On October 19, 2017 7:47:09 PM EDT, Stefan Seefeld via Boost
On 19.10.2017 17:49, Niall Douglas via Boost wrote:
* What is the relationship between the Boost organization and its member projects ?
There are no member projects. There are libraries with their own authors and maintainers, but they aren't independent of Boost.
* What decisions are to be made by projects, and what by the organization ?
Authors and maintainers can make most any design and implementation decisions, but directory layout, tooling, etc. are centrally controlled for uniformity.
* How are conflicts between the two entities resolved ?
Discussion on this list. If there's an impasse, the Steering Committee might be *asked* to step in.
As long as we don't find clear answers to the above we aren't going to get out of the current stall.
The problem seems to be that you think there is more structure than exists.
There is no one discussion place. Some of it happens face to face at a conference. Some happens when Jon skypes you out of the blue. Some happens by private email. Some happens on the boost-steering mailing list.
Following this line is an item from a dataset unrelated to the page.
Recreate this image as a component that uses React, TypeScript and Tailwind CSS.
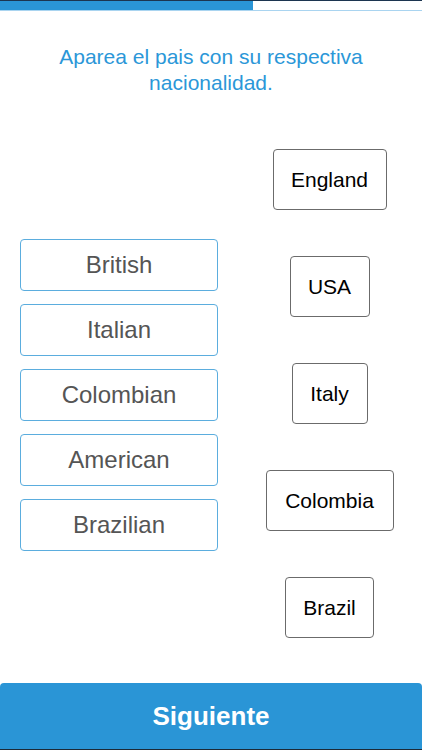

Some happens on Slack.
I absolutely agree that this stuff should be encoded into a formal process. But once again, *somebody* has to admin formal processes. And we have no somebody dedicated to doing admin. So it gets done ad hoc, and not always to the highest quality. Nobody professional is being employed to solely dedicate their time on making formal processes happen. I'm not sure how formal the process needs to be, as long as it is transparent. Private communication (including channels that aren't publicly archived) should be discounted, at least as far as audit-trailing the decision-making process is concerned. Read: any formal decision needs to be based on a "process" that can be followed publicly, such as via a mailing list archive.
Dave Abrahams and Beman started the Steering Committee because it became necessary to have a legal entity to commit funds and because it seemed that Boost had outgrown the moderator-based management structure it had used to that point. From the start, the Steering Committee was intended to be mostly hands off because Boost had made all decisions on this list or, in limited cases, behind the scenes via the moderators. That's why the SC rarely acts without receiving a formal proposal for something. Perhaps it's time for a different sort of governance, but it must come from the community as a proposal.
Having well-documented "success stories" (i.e., past decisions that had a positive effect for the community) would likely help attract volunteers. On the contrary, the past debacle surrounding the B2 / CMake "decision" certainly had the opposite effect: a decision almost out of the blue, which is unlikely to have the intended effect. That doesn't seem very attractive to me. What's needed is a healthy dose of pragmatism (a good sense of what decisions can be made that will be supported by everyone), with the willingness to seek and build consensus, rather than operate in obscurity.
If you submit a proposal for how Boost should be managed, and you get wide support for it, including sufficient volunteers to be part of that governing body (or bodies), there should be little trouble making the desired change. If the proposal is vague, incomplete, or lacks sufficient volunteer support to ensure a reasonable transition and no loss of required governance, then it will be rejected. If your only action is to complain about what does or doesn't exist, or what is or isn't done, nothing will happen. -- Rob (Sent from my portable computation device.)